Price strategy pays off for Barry Callebaut

The world's top supplier of industrial chocolate to the
confectionery industry delivered a solid set of first quarter
figures yesterday with net profit rising by 17 per cent, boosted by
the integration of recently acquired US confectionery firm Brach's
and Belgian-Dutch chocolate group Luijckx.

Net profit for the first three months ended 30 November 2003 rose to CHF56.7 million from CHF48.5 million in the year-ago period, beating consensus estimates of around CHF47.7 million.

A fully integrated chocolate company - from bean to retailer - Barry Callebaut is divided into two principal business segments - industrial (cocoa and food manufacturers) and food service/food retail.

On the industrial side, sales revenue, boosted by price increases, grew by 3.5 per cent to CHF623m, up from CHF601m for the same period in the previous year, despite a fall in volumes.

While cocoa saw a 14 per cent rise in sales, contributing CHF158m to the figure, actual volumes dipped by 5.9 per cent to 31 492mt. A deliberate step taken by the company to decrease cocoa volumes, Patrick De Maeseneire, CEO of Barry Callebaut told a press conference yesterday. Sales volumes also fell, by 1.3 per cent, to 148,345mt for the food manufacturers unit.

'Cocoa prices drifted sideways in the reporting period and closed below the level of GBP 900 per tonne,'​ said the company in a statement this week.

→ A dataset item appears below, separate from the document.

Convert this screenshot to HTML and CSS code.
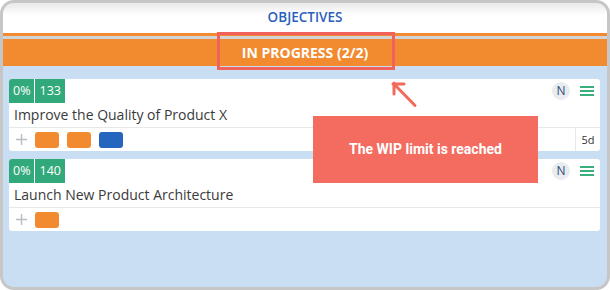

'The presence of the group in Ghana continues to pay off,'​ said the CEO yesterday. An active strategy to pursue the 'diversification of its bean sourcing' has been put in place by the chocolate group, which, in addition to the Ivory Coast and Ghana, is currently sourcing now from Indonesia, the world's third biggest supplier of cocoa.

At 1.3m tonnes, the Ivory Coast is still the number one global supplier of cocoa, followed by Ghana with 497,000 tonnes and Indonesia with 425,000 tonnes, according to figures from the International Cocoa Organisation.

Sales for the Barry Callebaut group as a whole grew to CHF1.22 billion from CHF1.10 billion and operating profit to CHF91.5 million from CHF79.3 million. The sales growth was due partly due to the acquisitions of chocolate companies Brach's and Luijckx. The company said it expects to increase net profit and operating profit by a double-digit percentage for the full year.

With a total revenue of €2.5bn in 2003, products from the company include bulk chocolate, chocolate coverings, coatings, powders. Major competitors of Barry Callebaut are the US company Hershey Foods, Mars and Swiss giant Nestlé.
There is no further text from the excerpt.